“Birds of Paradise” is a dance film that begins with a jete and rises into an arabesque before collapsing in a heap, a parade of ballet drama cliches that winds up stuck at the barre.
The set up — ballerinas competing for “the prize,” a contract with the prestigious Paris Opera Ballet — may be conventional in the extreme. Poor plucky American girl is gambling everything on her grab at the big brass ring, in ballet battle with the spoiled rich girl.
But for much of the first act, writer-director Sarah Adina Smith, adapting a novel by A.K. Small, keeps us guessing about what she’ll do with this tinder box of tropes. Will things turn murderous, homoerotic, or something even more daring?
Our “heroine” Kate (Diana Silvers) could be capable of anything in her pursuit of glory. Her roommate and antagonist Marine (Kristine Froseth) is disturbed and starts a serious slapfight with the girl the others disdain as “Virginia,” because that’s where she’s from, not bothering to learn the “gawky” one is named Kate.
Things could go “Black Swan” in a hurry, or so one might hope.
There’s a rapprochement that includes a hallucinatory trip to the exotic/erotic dance club “Jungle,” where your cover charge alone won’t get you in. You’ve got to eat a psychedelics-laced worm as well.
There are sexual complications aplenty in this erotically-charged atmosphere. With a transgender stage manager and lithe, thin and gorgeous dancers of every gender preference in the corps, the possibilities make one dizzy with anticipation.
“Hetero dancers are such sluts!”
And the head of the corps, the one who drills them and will help decide their fate, is Madame Brunelle, the one they call “Le diable (the devil), played with cold authority Jacqueline Bisset. She barks orders in French, which she barks in French, which “Virginia” doesn’t speak.
“Show me you have what it takes to win the prize,” she purrs to tall, athletic (she quit basketball to take up ballet) Kate, testing her least-likely winner with a cruel stunt.
Alas, Smith (“Buster’s Mal Heart”) tosses the wheat up in the air, and only takes care of the chaff. The most interesting directions she teases are abandoned for the merely conventional, time and again.
The dance sequences, what few there are, have more daring to them than the plot of the picture. The back-stabbing and bonding and breaking down are all so tame that you wonder why they bothered.
It’s all pretty enough, with a couple of striking settings, one of them the lovely belle epoch academy where the gamines give their all.
Silvers gives away a little ruthlessness behind her doe eyes, and Froseth manages to throw a little vulnerability into her aloof entitlement. They do what they can, but if there were sharp edges to Small’s novel, Smith rubs them right off.
Le Diable’s catty remarks about “clumsy” and “weight you gained over Christmas” dancers are cruel, but we’ve seen crueler. Drama runs on conflict, and Smith seems hellbent on rendering everybody “nice,” or at least justifiable in their machinations and intrigues.

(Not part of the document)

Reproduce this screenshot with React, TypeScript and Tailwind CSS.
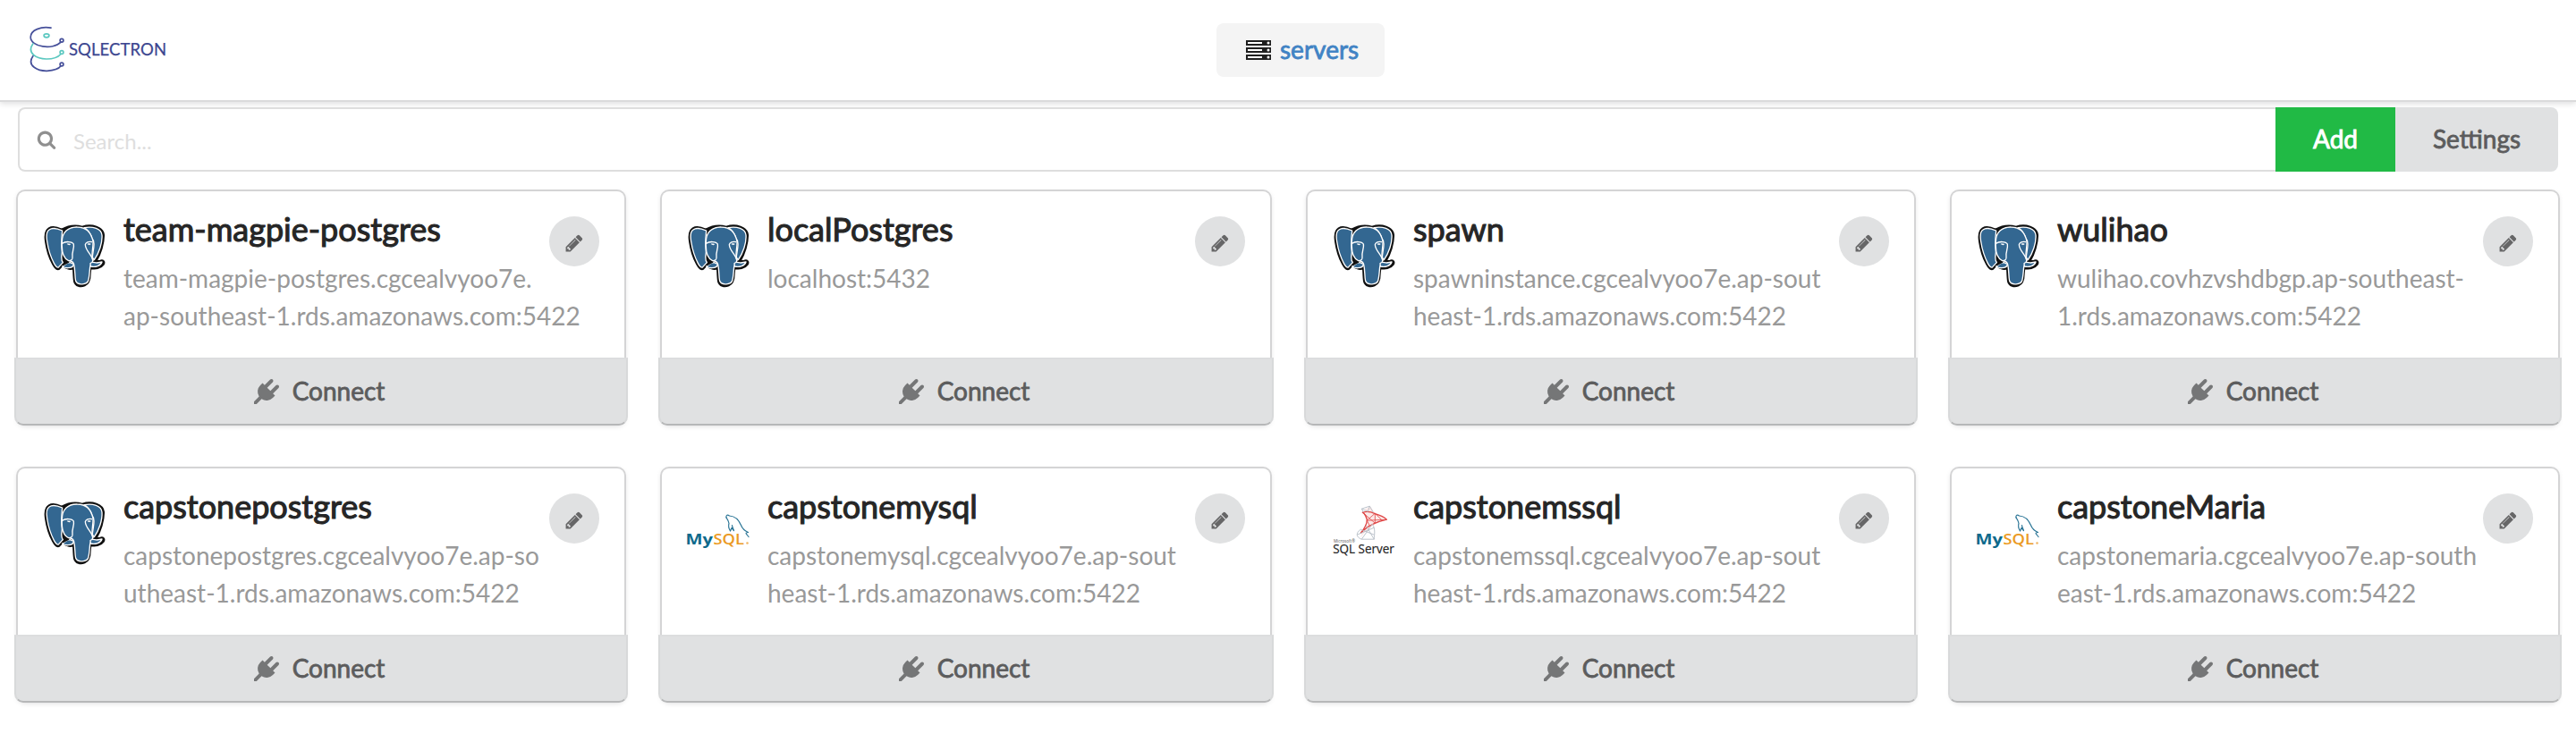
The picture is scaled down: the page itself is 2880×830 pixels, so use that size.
import React from "react";

type Kind = "postgres" | "mysql" | "mssql";
type Server = { name: string; lines: string[]; kind: Kind };

const servers: Server[] = [
  { name: "team-magpie-postgres", lines: ["team-magpie-postgres.cgcealvyoo7e.", "ap-southeast-1.rds.amazonaws.com:5422"], kind: "postgres" },
  { name: "localPostgres", lines: ["localhost:5432"], kind: "postgres" },
  { name: "spawn", lines: ["spawninstance.cgcealvyoo7e.ap-sout", "heast-1.rds.amazonaws.com:5422"], kind: "postgres" },
  { name: "wulihao", lines: ["wulihao.covhzvshdbgp.ap-southeast-", "1.rds.amazonaws.com:5422"], kind: "postgres" },
  { name: "capstonepostgres", lines: ["capstonepostgres.cgcealvyoo7e.ap-so", "utheast-1.rds.amazonaws.com:5422"], kind: "postgres" },
  { name: "capstonemysql", lines: ["capstonemysql.cgcealvyoo7e.ap-sout", "heast-1.rds.amazonaws.com:5422"], kind: "mysql" },
  { name: "capstonemssql", lines: ["capstonemssql.cgcealvyoo7e.ap-sout", "heast-1.rds.amazonaws.com:5422"], kind: "mssql" },
  { name: "capstoneMaria", lines: ["capstonemaria.cgcealvyoo7e.ap-south", "east-1.rds.amazonaws.com:5422"], kind: "mysql" },
];

function Logo() {
  return (
    <svg className="block h-[54px] w-[156px]" viewBox="0 0 156 54" fill="none">
      <g strokeWidth="1.7" strokeLinecap="round">
        <g stroke="#46509a">
          <path d="M25 2.2C14 .2 2.2 4.5 2.2 12.5C2.2 23.5 27 27.5 36 18.2" />
          <circle cx="37" cy="16.2" r="1.9" />
          <path d="M5 33.5C-3 45 11 50.5 20.5 50.3C27 50 33.5 48.5 36 44.8" />
          <circle cx="37" cy="43" r="1.9" />
        </g>
        <g stroke="#5cc8c0">
          <path d="M4.8 20C-2.5 30.5 9 37 20 37C27 37 33 35 36 31.5" />
          <circle cx="37" cy="29.6" r="1.9" />
          <ellipse cx="20" cy="10.8" rx="2.9" ry="2" />
        </g>
      </g>
      <text x="45" y="32.5" fontSize="18.5" textLength="109" lengthAdjust="spacing" fill="#3c4690" stroke="#3c4690" strokeWidth=".25" fontFamily="Lato, sans-serif">SQLECTRON</text>
    </svg>
  );
}

function ServersIcon() {
  return (
    <svg className="block h-[22px] w-7" viewBox="0 0 28 22">
      {[0, 8, 16].map((y) => (
        <g key={y}>
          <rect y={y} width="28" height="6" fill="#1f1f1f" />
          <rect x="2" y={y + 2} width="16" height="2" fill="#fff" />
          <circle cx="25" cy={y + 3} r="1.5" fill="#fff" />
        </g>
      ))}
    </svg>
  );
}

function SearchIcon() {
  return (
    <svg className="block h-[22px] w-[22px]" viewBox="0 0 1792 1792" fill="#8f8f8f">
      <path d="M1216 832q0-185-131.5-316.5t-316.5-131.5-316.5 131.5-131.5 316.5 131.5 316.5 316.5 131.5 316.5-131.5 131.5-316.5zm512 832q0 52-38 90t-90 38q-54 0-90-38l-343-342q-179 124-399 124-143 0-273.5-55.5t-225-150-150-225-55.5-273.5 55.5-273.5 150-225 225-150 273.5-55.5 273.5 55.5 225 150 150 225 55.5 273.5q0 220-124 399l343 343q37 37 37 90z" />
    </svg>
  );
}

function PencilIcon() {
  return (
    <svg className="mt-1 mr-px block h-[22px] w-[22px]" viewBox="0 0 1792 1792" fill="#666667">
      <path d="M491 1536l91-91-235-235-91 91v107h128v128h107zm523-928q0-22-22-22-10 0-17 7l-542 542q-7 7-7 17 0 22 22 22 10 0 17-7l542-542q7-7 7-17zm-54-192l416 416-832 832h-416v-416zm683 96q0 53-37 90l-166 166-416-416 166-165q36-38 90-38 53 0 91 38l235 234q37 39 37 91z" />
    </svg>
  );
}

function PlugIcon() {
  return (
    <svg className="block h-7 w-7" viewBox="0 0 1792 1792" fill="#757677">
      <path d="M1755 453q37 38 37 90.5t-37 90.5l-401 400 150 150-160 160q-163 163-389.5 186.5t-411.5-100.5l-362 362h-181v-181l362-362q-124-185-100.5-411.5t186.5-389.5l160-160 150 150 400-401q38-37 91-37t90 37 37 90.5-37 90.5l-400 401 234 234 401-400q38-37 91-37t90 37z" />
    </svg>
  );
}

function PostgresLogo() {
  const head =
    "M117 52C100 44 84 42 74 48C62 55 60 72 63 92C67 120 76 148 87 168C94 182 103 189 109 184L122 170C128 184 144 187 156 183C157 197 157 214 159 226C163 242 180 246 194 240C208 234 212 218 212 203L214 182C228 186 248 183 257 170C263 160 256 154 246 157L232 159C247 136 259 96 258 70C256 45 218 32 186 43C160 36 138 40 117 52Z";
  return (
    <svg className="block h-[72px] w-[70px]" viewBox="54 32 210 216" strokeLinecap="round" strokeLinejoin="round">
      <path d={head} fill="#111" stroke="#111" strokeWidth="6" />
      <path
        d="M119 56C101 48 84 46 75 53C66 59 65 75 68 92C72 119 81 146 91 165C97 177 103 182 107 178L121 163C113 154 117 142 118 128C116 110 116 82 119 56Z"
        fill="#336791" stroke="#fff" strokeWidth="4"
      />
      <path
        d="M192 46C222 40 250 50 252 71C254 96 242 132 226 154C223 151 221 148 220 144C222 120 232 96 217 78C212 62 203 52 192 46Z"
        fill="#336791" stroke="#fff" strokeWidth="4"
      />
      <path
        d="M118 96C117 60 140 43 169 44C198 44 216 62 222 92C223 114 216 134 220 152C225 160 214 166 212 178C210 196 210 210 206 224C202 237 170 241 164 225C160 206 163 190 158 170C156 157 146 158 140 157C124 150 116 132 118 96Z"
        fill="#336791" stroke="#fff" strokeWidth="4"
      />
      <path d="M118 99C130 91 152 92 157 101C160 116 150 128 153 144C154 158 146 156 140 157" fill="none" stroke="#fff" strokeWidth="4" />
      <path d="M218 94C208 91 197 96 196 103C197 123 218 137 222 157" fill="none" stroke="#fff" strokeWidth="4" />
      <path d="M137 101Q142 99 146 102Q142 106 137 101Z M205 101Q210 98 214 101Q209 105 205 101Z" fill="#fff" stroke="#fff" strokeWidth="2" />
      <path d="M119 176C130 169 133 163 145 163L157 168C156 177 147 181 138 181C130 182 124 179 119 176Z" fill="#336791" stroke="#fff" strokeWidth="4" />
      <path d="M122 171L139 162" stroke="#111" strokeWidth="5" />
      <path d="M213 166C218 159 224 163 235 164L252 161C248 174 230 180 214 176Z" fill="#336791" stroke="#fff" strokeWidth="4" />
    </svg>
  );
}

function MysqlLogo() {
  return (
    <svg className="block h-[72px] w-[72px] overflow-visible" viewBox="0 0 72 72" fill="none">
      <g stroke="#2b7596" strokeWidth="1.2" strokeLinecap="round" strokeLinejoin="round">
        <path d="M44 18.8C43.5 15.8 45.5 15.5 47.5 17C54.5 17.5 58 21.5 60.5 27.5C62 31.5 65 34 68.5 35.5C65.5 36 65.5 36.5 67 38L69 40.5" />
        <path d="M44 18.8C45.5 21 46.5 22.5 47 25.5C46 28.5 47 31.5 48.5 34L50 30.5L52.5 33.5C51.5 30.5 50.5 29.5 50.5 27.5" />
      </g>
      <text x="-1.5" y="49" fontSize="15.5" fontWeight="700" textLength="30.5" lengthAdjust="spacingAndGlyphs" fill="#0f6a8c" fontFamily="Open Sans, sans-serif">My</text>
      <text x="29.4" y="49" fontSize="15.5" fontWeight="600" textLength="34.5" lengthAdjust="spacingAndGlyphs" fill="#eb9a23" fontFamily="Open Sans, sans-serif">SQL</text>
      <circle cx="67.5" cy="47.5" r="1.3" fill="#f0b565" />
    </svg>
  );
}

function MssqlLogo() {
  return (
    <svg className="block h-[72px] w-[72px] overflow-visible" viewBox="0 0 72 72" fill="none">
      <g transform="translate(.3 2.2)">
        <path d="M36 7L42 4.5L47 12L59 19C52 22 44 24 35 34L30 40L37 26Z" fill="#fbe9e8" />
        <g stroke="#df4545" strokeLinejoin="round">
          <path strokeWidth="1.3" d="M33 11C40 9 44 11 47 12.5C52 14 57 16 60 19C51 21 40 24 31 34C36 28 38 24 38 19C37 15 35 12 33 11Z" />
          <path strokeWidth=".8" d="M33 11L47 23L47 12L38 20L60 19M38 20L41 26M47 12L55 20" />
        </g>
        <g stroke="#b4bcc5" strokeWidth=".9" strokeLinejoin="round">
          <path d="M32 7L41 4L45 11M32 7L39 10L41 4M32 7L34 11" />
          <path d="M44 24C48 30 46 36 46 41M31 30C25 34 26 39 32 41L46 41M31 30L46 36M44 24L32 41M27 36L46 28M37 26L46 41" />
        </g>
      </g>
      <text fontFamily="Open Sans, sans-serif">
        <tspan x="1" y="47" fontSize="5.5" textLength="24" lengthAdjust="spacingAndGlyphs" fill="#555">Microsoft®</tspan>
        <tspan x=".2" y="59" fontSize="15" textLength="68.5" lengthAdjust="spacingAndGlyphs" fill="#222" stroke="#222" strokeWidth=".2">SQL Server</tspan>
      </text>
    </svg>
  );
}

const logos: Record<Kind, () => React.ReactElement> = { postgres: PostgresLogo, mysql: MysqlLogo, mssql: MssqlLogo };

function ServerCard({ server }: { server: Server }) {
  const DbLogo = logos[server.kind];
  return (
    <article className="flex h-[260px] flex-col rounded-lg bg-white shadow-[0_0_0_2px_#d4d4d5,0_2px_6px_0_#d4d4d5]">
      <div className="flex h-[186px] shrink-0 pt-7 pl-7">
        <div className="w-[90px] shrink-0 pt-[8px]">
          <DbLogo />
        </div>
        <div className="min-w-0 flex-1">
          <h2 className="-mt-1 h-9 text-[36px] leading-[36px] font-normal whitespace-nowrap text-[#262626] [-webkit-text-stroke:1.1px_#262626]">{server.name}</h2>
          <div className="mt-4 text-[28px] leading-[42px] whitespace-nowrap text-[#999]">
            {server.lines.map((line) => (
              <p key={line}>{line}</p>
            ))}
          </div>
        </div>
        <button className="mr-7 -ml-14 flex h-14 w-14 shrink-0 items-center justify-center rounded-full bg-[#e0e1e2]">
          <PencilIcon />
        </button>
      </div>
      <button className="-mx-1 flex h-[76px] shrink-0 items-center justify-center gap-[15px] rounded-b-[10px] border-2 border-t-[#dcddde] border-r-[#d8d9da] border-b-[#b6b7b8] border-l-[#d8d9da] bg-[#e0e1e2] pr-1 text-[28px] leading-7 text-[#5c5c5d] [-webkit-text-stroke:0.8px_#5c5c5d]">
        <PlugIcon />
        <span className="pb-[2px]">Connect</span>
      </button>
    </article>
  );
}

export default function App() {
  return (
    <div className="h-[830px] w-[2880px] overflow-hidden bg-white font-['Lato',sans-serif]">
      <header className="grid h-[114px] grid-cols-[1360px_188px_1fr] items-center border-b-2 border-[#dadadb] shadow-[0_2px_6px_0_rgba(34,36,38,0.15)]">
        <div className="pl-8">
          <Logo />
        </div>
        <a className="flex h-[60px] items-center gap-[10px] rounded-lg bg-[#f4f4f4] pl-[33px] text-[28px] leading-7 text-[#4183c4] [-webkit-text-stroke:0.8px_#4183c4]">
          <ServersIcon />
          <span className="pb-[2px]">servers</span>
        </a>
      </header>
      <main className="px-5 pt-[6px]">
        <div className="flex h-[72px]">
          <label className="flex flex-1 items-center rounded-l-lg border-2 border-r-0 border-[#dedede] pl-[19px] text-[24px] text-[#dedede]">
            <SearchIcon />
            <span className="pt-[3px] pl-[19px]">Search...</span>
          </label>
          <button className="w-[134px] bg-[#21ba45] pb-[2px] text-[28px] text-white [-webkit-text-stroke:0.9px_#fff]">Add</button>
          <button className="w-[182px] rounded-r-lg bg-[#e0e1e2] pb-[2px] text-[28px] text-[#5c5c5d] [-webkit-text-stroke:0.8px_#5c5c5d]">Settings</button>
        </div>
        <section className="mt-[22px] grid grid-cols-[678px_680px_678px_678px] gap-x-[42px] gap-y-[50px]">
          {servers.map((server) => (
            <ServerCard key={server.name} server={server} />
          ))}
        </section>
      </main>
    </div>
  );
}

The usual “distractions” of male attention yields little, aside from top male dancer Felipe’s (Daniel Camargo) glorious instruction/seduction of “the new girl.”
“Nobody pays to see perfection,” he purrs, sizing up, with his hands, the woman he will have to life in their duets. “They pay to see romance…desire…dominance, bodies touching bodies.”
The most real moment of the entire enterprise comes when last year’s prima (Eva Lomby), who is Black, admits to vomiting to lose weight because of how she stands out, how she’s singled out for criticism because she has to compete “with all these skinny white girls.”
The rest? Rich girl “rebels,” poor girl “schemes,” other dancers are sabotaged, all for the chance to dance, and always in the most tried-and-true ways of every ballet picture that came before.
Rating R for drug use, sexual content, language and brief nudity
Cast: Diana Silvers, Kristine Froseth, Eva Lomby, Nassim Lyes, Daniel Camargo and Jacqueline Bisset
Credits: Scripted and directed by Sarah Adina Smith, based on a novel by A.K. Small. An Amazon Studios release.